In the early 1980s, Social Security was in danger of going bankrupt. A bipartisan commission composed of respected politicians and economists was asked to recommend measures that would make Social Security secure; the Congress would then vote on those recommendations. As a first-term U.S. senator, I held over a dozen special Social Security meetings in New Jersey to get people’s sense of what should happen, given the imperative for some kind of action. At each meeting, I had a professor from the state university explain the exact situation. I then put the options on a blackboard and asked the audience to choose the ones they preferred. The common political wisdom was that the seniors would want tax increases for people paying into the system but not benefit cuts; that workers would want benefit cuts for the elderly and not tax increases for themselves; and that neither the old nor the young would want the retirement age raised. To my surprise I discovered that seniors knew that to save the Social Security system just by increasing taxes would hit their children too hard. They volunteered to take some benefit cuts so the tax increases wouldn’t have to be so large. Workers knew that just cutting benefits would hurt their parents, and therefore they accepted some increased taxes. And both groups agreed to raise the retirement age to sixty-seven, if it was done not immediately but over the next several decades. The bipartisan commission recommended all three measures—benefit cuts, tax increases, and raising the retirement age—and the Congress adopted them. The solution asked something of everyone. That’s what has to h
appen today, in the negotiations over our larger budget. And it will happen, if the public has anything to say about it.
The Battle over Taxes
Today our politicians tend to score political points by pleasing their most extreme supporters. In last August’s Republican presidential debate, one candidate was asked whether he would accept a measure requiring $4 of spending cuts for every $1 of new taxes. He said, “No.” How about $10 in cuts for every $1 of tax increase? Again, the answer was no. Finally, the questioner asked all eight candidates, “Is there any ratio of cuts to taxes that you would accept?” and the answer was still no. The exchange revealed an ideological rigidity that endangers America. In a system that requires compromise to advance the public interest, it’s difficult to move the country forward if compromise is ruled out. Apparently what was most important to those Republican candidates was the next election, not the economic health of their country.

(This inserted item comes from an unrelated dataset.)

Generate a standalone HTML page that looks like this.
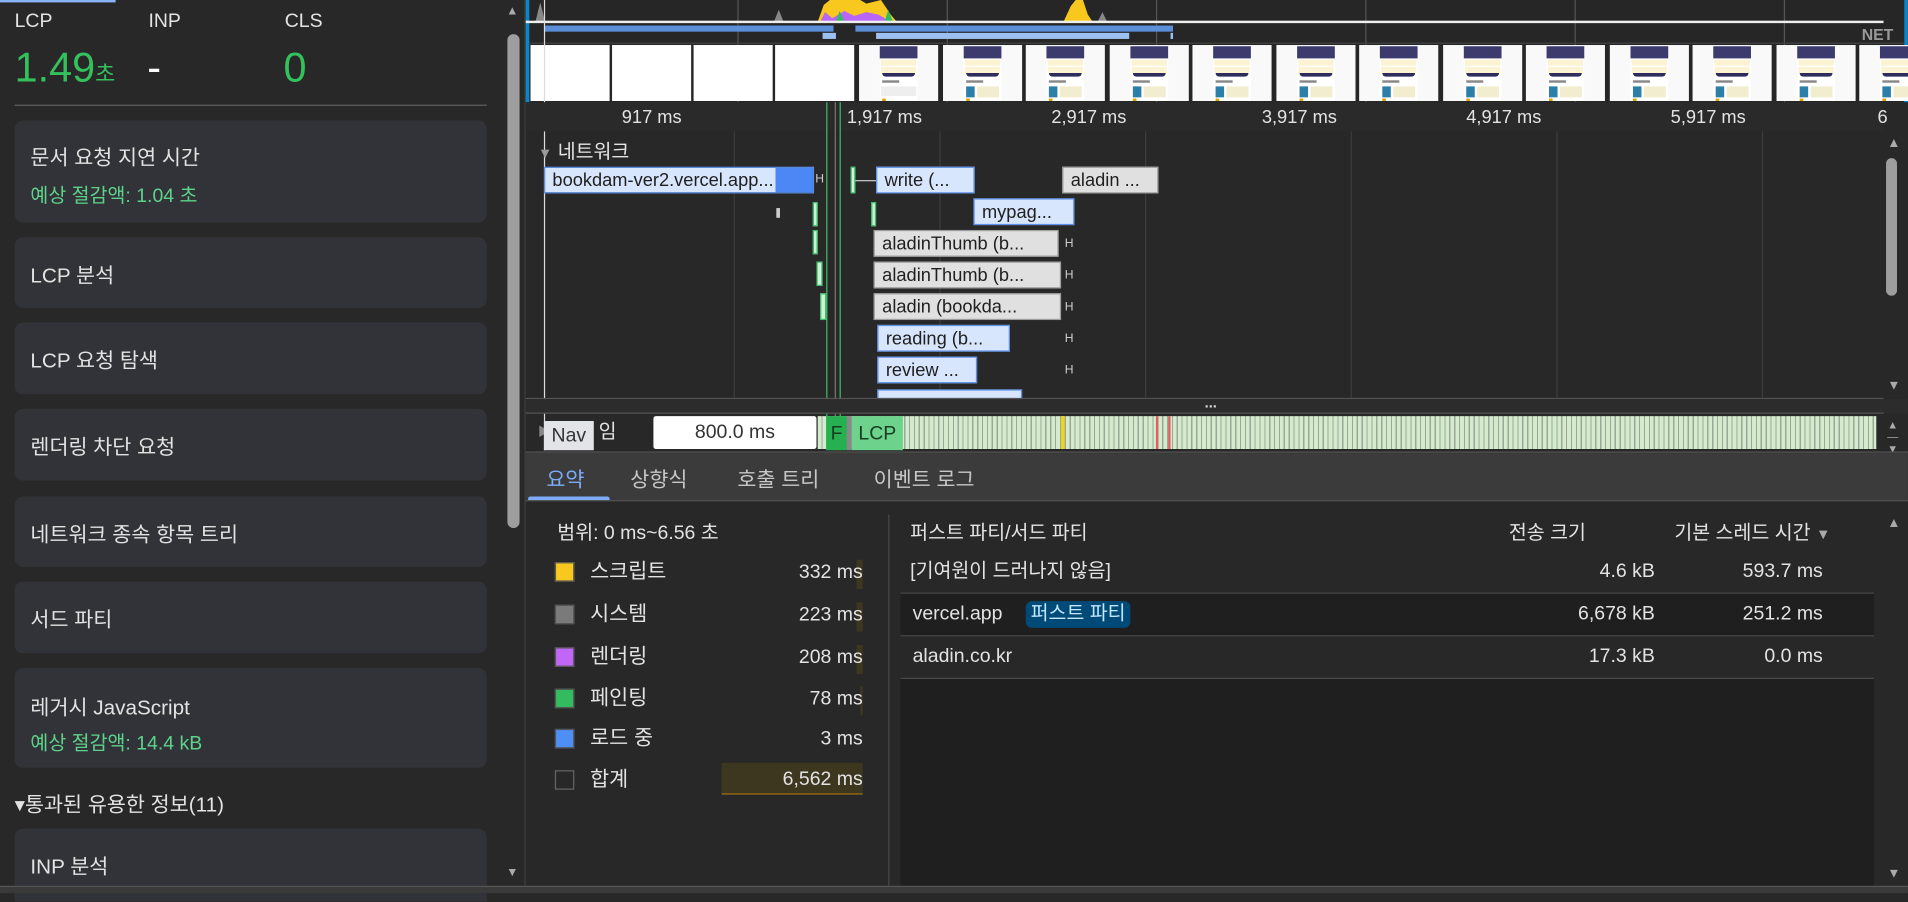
<!DOCTYPE html>
<html><head><meta charset="utf-8"><style>
html,body{margin:0;padding:0;width:1908px;height:892px;overflow:hidden;background:#282828}
#s{position:absolute;left:0;top:0;width:1568px;height:733px;transform:scale(1.2168);transform-origin:0 0;font-family:"Liberation Sans","Noto Sans CJK KR",sans-serif;color:#e3e3e3;background:#282828}
.a{position:absolute;white-space:nowrap}
.card{position:absolute;left:12px;width:388px;background:#323338;border-radius:7px}
.card .t{position:absolute;left:13px;font-size:17px;color:#e3e3e3}
.card .g{position:absolute;left:13px;font-size:16px;color:#5dd38a}
.rl{position:absolute;top:88px;font-size:15px;color:#e3e3e3}
.vg{position:absolute;top:108px;width:1px;height:220px;background:#3c3c3c}
.bar{position:absolute;height:22px;font-size:15px;line-height:22px;color:#1f1f1f;padding-left:6px;box-sizing:border-box;overflow:hidden;white-space:nowrap}
.bl{background:#d7e5fd;border:1px solid #5b8fe8}
.gr{background:#e0e0e0;border:1px solid #9e9e9e}
.wh{position:absolute;font-size:10px;color:#ccc}
.fr{position:absolute;top:37px;width:65px;height:46px;background:#f9f9f9}
.ph{position:absolute;left:17px;top:1px;width:31px;height:45px;background:#fff}
.ph i{position:absolute;display:block}
.lg{position:absolute;left:456px;width:16px;height:16px;border:1px solid #555;box-sizing:border-box}
.lt{position:absolute;left:485px;font-size:17px;line-height:20px;white-space:nowrap}
.lv{position:absolute;right:859px;font-size:16px;line-height:20px;text-align:right;white-space:nowrap}
.tr{position:absolute;left:740px;width:800px;height:35px;border-bottom:1px solid #4a4a4a;box-sizing:border-box}
.tr span{position:absolute;top:7px;font-size:16px;line-height:20px;white-space:nowrap}
</style></head><body><div id="s">

<div class="a" style="left:0;top:0;width:95px;height:2px;background:#8ab4f8"></div>
<div class="a" style="left:12px;top:9px;font-size:16px">LCP</div>
<div class="a" style="left:122px;top:9px;font-size:16px">INP</div>
<div class="a" style="left:234px;top:9px;font-size:16px">CLS</div>
<div class="a" style="left:12px;top:37px;font-size:34px;color:#34c15c">1.49<span style="font-size:18px">초</span></div>
<div class="a" style="left:121px;top:37px;font-size:34px;color:#fff">-</div>
<div class="a" style="left:233px;top:37px;font-size:34px;color:#34c15c">0</div>
<div class="a" style="left:12px;top:86px;width:388px;height:1px;background:#5f5f5f"></div>

<div class="card" style="top:99px;height:84px"><div class="t" style="top:16px">문서 요청 지연 시간</div><div class="g" style="top:48px">예상 절감액: 1.04 초</div></div>
<div class="card" style="top:195px;height:58px"><div class="t" style="top:17px">LCP 분석</div></div>
<div class="card" style="top:265px;height:59px"><div class="t" style="top:17px">LCP 요청 탐색</div></div>
<div class="card" style="top:336px;height:59px"><div class="t" style="top:17px">렌더링 차단 요청</div></div>
<div class="card" style="top:408px;height:58px"><div class="t" style="top:17px">네트워크 종속 항목 트리</div></div>
<div class="card" style="top:478px;height:59px"><div class="t" style="top:17px">서드 파티</div></div>
<div class="card" style="top:549px;height:82px"><div class="t" style="top:18px">레거시 JavaScript</div><div class="g" style="top:48px">예상 절감액: 14.4 kB</div></div>
<div class="a" style="left:12px;top:647px;font-size:17px">▾통과된 유용한 정보(11)</div>
<div class="card" style="top:681px;height:60px;border-radius:7px 7px 0 0"><div class="t" style="top:17px">INP 분석</div></div>

<div class="a" style="left:416px;top:4px;color:#aaa;font-size:10px">▲</div>
<div class="a" style="left:417px;top:28px;width:10px;height:406px;background:#9e9e9e;border-radius:5px"></div>
<div class="a" style="left:416px;top:712px;color:#aaa;font-size:10px">▼</div>
<div class="a" style="left:431px;top:0;width:1px;height:733px;background:#3e3e3e"></div>

<div class="a" style="left:432px;top:0;width:1136px;height:84px;background:#262626"></div>
<div class="a" style="left:432px;top:0;width:3px;height:84px;background:#0b84c9"></div>
<div class="a" style="left:1565px;top:0;width:3px;height:84px;background:#0b84c9"></div>
<div class="a" style="left:606px;top:0;width:1px;height:84px;background:#555"></div>
<div class="a" style="left:778px;top:0;width:1px;height:84px;background:#555"></div>
<div class="a" style="left:950px;top:0;width:1px;height:84px;background:#555"></div>
<div class="a" style="left:1122px;top:0;width:1px;height:84px;background:#555"></div>
<div class="a" style="left:1294px;top:0;width:1px;height:84px;background:#555"></div>
<div class="a" style="left:1466px;top:0;width:1px;height:84px;background:#555"></div>
<svg class="a" style="left:432px;top:0" width="1116" height="20">
<path d="M8 18 L12 2 L16 18 Z" fill="#888"/>
<path d="M204 18 L208 8 L212 18 Z" fill="#888"/>
<path d="M240 18 L245 4 L250 0 L275 0 L280 3 L292 0 L300 12 L305 18 Z" fill="#f9c81e"/>
<path d="M242 18 L246 10 L252 15 L262 9 L270 13 L280 10 L290 12 L300 18 Z" fill="#b866f5"/>
<path d="M255 18 L258 9 L262 18 Z M295 18 L298 8 L302 18Z" fill="#2fbd5e"/>
<path d="M442 18 L448 5 L452 0 L458 0 L462 12 L466 18 Z" fill="#f9c81e"/>
<path d="M470 18 L474 10 L478 18Z" fill="#888"/>
<rect x="0" y="17" width="1116" height="2" fill="#eee"/>
</svg>
<div class="a" style="left:447px;top:21px;width:238px;height:5px;background:#5b8fd8"></div>
<div class="a" style="left:703px;top:21px;width:261px;height:5px;background:#5b8fd8"></div>
<div class="a" style="left:676px;top:27px;width:11px;height:5px;background:#9cc1f0"></div>
<div class="a" style="left:720px;top:27px;width:208px;height:5px;background:#9cc1f0"></div>
<div class="a" style="left:962px;top:27px;width:2px;height:5px;background:#9cc1f0"></div>
<div class="a" style="left:1527px;top:21px;font-size:13px;font-weight:bold;color:#999;background:#262626;padding:0 3px">NET</div>
<div class="a" style="left:435px;top:35px;width:1130px;height:1px;background:#444"></div>

<div class="fr" style="left:436px;background:#fff"></div>
<div class="fr" style="left:503px;background:#fff"></div>
<div class="fr" style="left:570px;background:#fff"></div>
<div class="fr" style="left:637px;background:#fff"></div>
<div id="thumbs"></div>
<div class="a" style="left:447px;top:0;width:1px;height:370px;background:#ddd"></div>

<div class="a" style="left:432px;top:84px;width:1116px;height:24px;background:#2a2a2a"></div>
<div class="rl" style="left:511px">917 ms</div>
<div class="rl" style="left:696px">1,917 ms</div>
<div class="rl" style="left:864px">2,917 ms</div>
<div class="rl" style="left:1037px">3,917 ms</div>
<div class="rl" style="left:1205px">4,917 ms</div>
<div class="rl" style="left:1373px">5,917 ms</div>
<div class="rl" style="left:1543px">6</div>
<div class="vg" style="left:603px"></div><div class="vg" style="left:772px"></div><div class="vg" style="left:941px"></div><div class="vg" style="left:1110px"></div><div class="vg" style="left:1279px"></div><div class="vg" style="left:1448px"></div>

<div class="a" style="left:442px;top:111px;font-size:16px"><span style="color:#999;font-size:12px">▼</span> 네트워크</div>
<div class="bar bl" style="left:447px;top:137px;width:222px;background:linear-gradient(90deg,#d7e5fd 86%,#4b87f5 86%)">bookdam-ver2.vercel.app...</div>
<div class="wh" style="left:670px;top:142px">H</div>
<div class="a" style="left:699px;top:137px;width:4px;height:22px;background:#d0f0d8;border:1px solid #3cbf6a;box-sizing:border-box"></div>
<div class="a" style="left:703px;top:148px;width:17px;height:1px;background:#ccc"></div>
<div class="bar bl" style="left:720px;top:137px;width:81px">write (...</div>
<div class="bar gr" style="left:873px;top:137px;width:79px">aladin ...</div>
<div class="bar bl" style="left:800px;top:163px;width:83px">mypag...</div>
<div class="bar gr" style="left:718px;top:189px;width:152px">aladinThumb (b...</div>
<div class="bar gr" style="left:718px;top:215px;width:154px">aladinThumb (b...</div>
<div class="bar gr" style="left:718px;top:241px;width:154px">aladin (bookda...</div>
<div class="bar bl" style="left:721px;top:267px;width:109px">reading (b...</div>
<div class="bar bl" style="left:721px;top:293px;width:82px">review ...</div>
<div class="bar bl" style="left:721px;top:320px;width:119px;height:8px"></div>
<div class="wh" style="left:875px;top:195px">H</div><div class="wh" style="left:875px;top:221px">H</div><div class="wh" style="left:875px;top:247px">H</div><div class="wh" style="left:875px;top:273px">H</div><div class="wh" style="left:875px;top:299px">H</div>
<div class="a" style="left:668px;top:166px;width:4px;height:20px;background:#d0f0d8;border:1px solid #3cbf6a;box-sizing:border-box"></div>
<div class="a" style="left:668px;top:189px;width:4px;height:20px;background:#d0f0d8;border:1px solid #3cbf6a;box-sizing:border-box"></div>
<div class="a" style="left:671px;top:215px;width:5px;height:20px;background:#d0f0d8;border:1px solid #3cbf6a;box-sizing:border-box"></div>
<div class="a" style="left:674px;top:241px;width:5px;height:22px;background:#d0f0d8;border:1px solid #3cbf6a;box-sizing:border-box"></div>
<div class="a" style="left:716px;top:166px;width:4px;height:20px;background:#d0f0d8;border:1px solid #3cbf6a;box-sizing:border-box"></div>
<div class="a" style="left:638px;top:171px;width:3px;height:8px;background:#ccc"></div>
<div class="a" style="left:679px;top:84px;width:1px;height:286px;background:#3cbf6a"></div>
<div class="a" style="left:690px;top:84px;width:1px;height:286px;background:#3cbf6a"></div>
<div class="a" style="left:686px;top:84px;width:1px;height:286px;background:#777"></div>

<div class="a" style="left:1551px;top:112px;color:#aaa;font-size:11px">▲</div>
<div class="a" style="left:1550px;top:130px;width:9px;height:113px;background:#9e9e9e;border-radius:5px"></div>
<div class="a" style="left:1551px;top:311px;color:#aaa;font-size:11px">▼</div>

<div class="a" style="left:432px;top:327px;width:1116px;height:1px;background:#555"></div>
<div class="a" style="left:432px;top:328px;width:1136px;height:12px;background:#2c2c2c"></div>
<div class="a" style="left:990px;top:324px;font-size:12px;color:#ddd;font-weight:bold">...</div>
<div class="a" style="left:432px;top:339px;width:1116px;height:1px;background:#555"></div>

<div class="a" style="left:442px;top:346px;color:#888;font-size:10px">▶</div>
<div class="a" style="left:447px;top:346px;width:41px;height:24px;background:#e3e4e8;color:#333;font-size:16px;text-align:center;line-height:26px">Nav</div>
<div class="a" style="left:492px;top:341px;font-size:16px">임</div>
<div class="a" style="left:537px;top:342px;width:134px;height:27px;background:#fff;color:#333;font-size:16px;text-align:center;line-height:27px;border-radius:2px">800.0 ms</div>
<div class="a" style="left:672px;top:342px;width:870px;height:27px;background:repeating-linear-gradient(90deg,#d4eccd 0,#d4eccd 3px,#9aa897 3px,#9aa897 4px)"></div>
<div class="a" style="left:872px;top:342px;width:3px;height:27px;background:#f3d21b"></div>
<div class="a" style="left:950px;top:342px;width:2px;height:27px;background:#e06060"></div>
<div class="a" style="left:960px;top:342px;width:2px;height:27px;background:#e06060"></div>
<div class="a" style="left:679px;top:342px;width:17px;height:28px;background:#27b04f;color:#1a3d22;font-size:16px;text-align:center;line-height:30px">F</div>
<div class="a" style="left:696px;top:342px;width:4px;height:28px;background:#888"></div>
<div class="a" style="left:700px;top:342px;width:42px;height:28px;background:#6cd28c;color:#1a3d22;font-size:16px;text-align:center;line-height:30px">LCP</div>
<div class="a" style="left:1551px;top:344px;color:#aaa;font-size:9px;line-height:10px">▲<br>—<br>▼</div>

<div class="a" style="left:432px;top:371px;width:1136px;height:1px;background:#555"></div>
<div class="a" style="left:432px;top:372px;width:1136px;height:39px;background:#3b3b3b"></div>
<div class="a" style="left:449px;top:380px;font-size:17px;color:#7cacf8">요약</div>
<div class="a" style="left:518px;top:380px;font-size:17px;color:#c7c7c7">상향식</div>
<div class="a" style="left:606px;top:380px;font-size:17px;color:#c7c7c7">호출 트리</div>
<div class="a" style="left:718px;top:380px;font-size:17px;color:#c7c7c7">이벤트 로그</div>
<div class="a" style="left:434px;top:408px;width:67px;height:3px;background:#7cacf8;border-radius:2px 2px 0 0"></div>
<div class="a" style="left:432px;top:411px;width:1136px;height:1px;background:#555"></div>

<div class="a" style="left:458px;top:429px;font-size:16px;line-height:20px">범위: 0 ms~6.56 초</div>
<div class="a" style="left:704px;top:460px;width:5px;height:24px;background:#3e3720"></div>
<div class="a" style="left:704px;top:495px;width:5px;height:24px;background:#3e3720"></div>
<div class="a" style="left:704px;top:530px;width:5px;height:24px;background:#3e3720"></div>
<div class="a" style="left:707px;top:564px;width:2px;height:24px;background:#3e3720"></div>
<div class="lg" style="top:462px;background:#f9c81e"></div><div class="lt" style="top:460px">스크립트</div><div class="lv" style="top:461px">332 ms</div>
<div class="lg" style="top:497px;background:#7a7a7a"></div><div class="lt" style="top:495px">시스템</div><div class="lv" style="top:496px">223 ms</div>
<div class="lg" style="top:532px;background:#c166f7"></div><div class="lt" style="top:530px">렌더링</div><div class="lv" style="top:531px">208 ms</div>
<div class="lg" style="top:566px;background:#33bb5f"></div><div class="lt" style="top:564px">페인팅</div><div class="lv" style="top:565px">78 ms</div>
<div class="lg" style="top:599px;background:#4d8ff5"></div><div class="lt" style="top:597px">로드 중</div><div class="lv" style="top:598px">3 ms</div>
<div class="lg" style="top:633px;background:transparent;border-color:#666"></div><div class="lt" style="top:631px">합계</div>
<div class="a" style="left:593px;top:627px;width:116px;height:25px;background:#3e3720;border-bottom:1px solid #a07010"></div>
<div class="lv" style="top:631px">6,562 ms</div>
<div class="a" style="left:730px;top:423px;width:1px;height:305px;background:#4a4a4a"></div>

<div class="a" style="left:740px;top:557px;width:800px;height:171px;background:#1f1f1f"></div>
<div class="a" style="left:748px;top:429px;font-size:16px;line-height:20px">퍼스트 파티/서드 파티</div>
<div class="a" style="left:1240px;top:429px;font-size:16px;line-height:20px">전송 크기</div>
<div class="a" style="left:1376px;top:429px;font-size:16px;line-height:20px">기본 스레드 시간 <span style="color:#aaa;font-size:12px">▼</span></div>
<div class="tr" style="top:453px"><span style="left:8px">[기여원이 드러나지 않음]</span><span style="right:180px">4.6 kB</span><span style="right:42px">593.7 ms</span></div>
<div class="tr" style="top:488px;background:#1f1f1f"><span style="left:10px">vercel.app</span><span style="left:103px;top:6px;background:#004a77;color:#c2e7ff;border-radius:5px;padding:0 4px;font-size:16px;line-height:22px">퍼스트 파티</span><span style="right:180px">6,678 kB</span><span style="right:42px">251.2 ms</span></div>
<div class="tr" style="top:523px"><span style="left:10px">aladin.co.kr</span><span style="right:180px">17.3 kB</span><span style="right:42px">0.0 ms</span></div>
<div class="a" style="left:1551px;top:424px;color:#aaa;font-size:11px">▲</div>
<div class="a" style="left:1551px;top:712px;color:#aaa;font-size:11px">▼</div>
<div class="a" style="left:0;top:728px;width:1568px;height:5px;background:#3a3a3a;border-top:1px solid #555"></div>
</div>
<script>
var h='';for(var i=0;i<13;i++){var x=706+i*68.5;h+='<div class="fr" style="left:'+x+'px"><div class="ph"><i style="left:0;top:0;width:31px;height:10px;background:#3d3b6e"></i><i style="left:1px;top:11px;width:29px;height:5px;background:#fbf3d2"></i><i style="left:1px;top:17px;width:29px;height:5px;background:#fbf3d2"></i><i style="left:2px;top:22px;width:27px;height:3px;background:#2f2d5e;border-radius:0 0 14px 14px"></i><i style="left:2px;top:28px;width:14px;height:2px;background:#888"></i>'+(i>0?'<i style="left:2px;top:33px;width:7px;height:9px;background:#2c7fa8"></i><i style="left:11px;top:33px;width:18px;height:9px;background:#f3edd0"></i>':'<i style="left:1px;top:33px;width:29px;height:8px;background:#eee"></i>')+'<i style="left:2px;top:43px;width:3px;height:2px;background:#d9a400"></i></div></div>';}
document.getElementById('thumbs').innerHTML=h;
</script>
</body></html>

As we saw in the federal debt-limit confrontation last summer, many Republican senators and representatives seem ready to let the country default on its debt rather than raise taxes. To give you an idea of how radical the views of these latter-day Republicans are, consider Ronald Reagan. He was known by his political base as the president who cut taxes by reducing the top marginal rate in 1981 from 70 percent to 50 percent and in 1986 from 50 percent to 28 percent. What is acknowledged by only a few Republicans, and just as rarely reported by the press, is that in 1982 he presided over the largest peacetime tax increase in American history, which replaced nearly one third of the revenue lost in the 1981 tax cut, and he followed this in 1984 with another large tax increase. He did this by closing a substantial number of tax loopholes—those special exclusions, credits, and deductions that benefit only selected taxpayers. In today’s budget debates, the radical Republicans reject loophole closings because they increase taxes on someone. (Actually, closing loopholes doesn’t “increase” taxes—it just makes sure that someone who owes taxes doesn’t get out of paying them.) By taking this rigid “no tax” position, they forfeit their claim to the legacy of Ronald Reagan.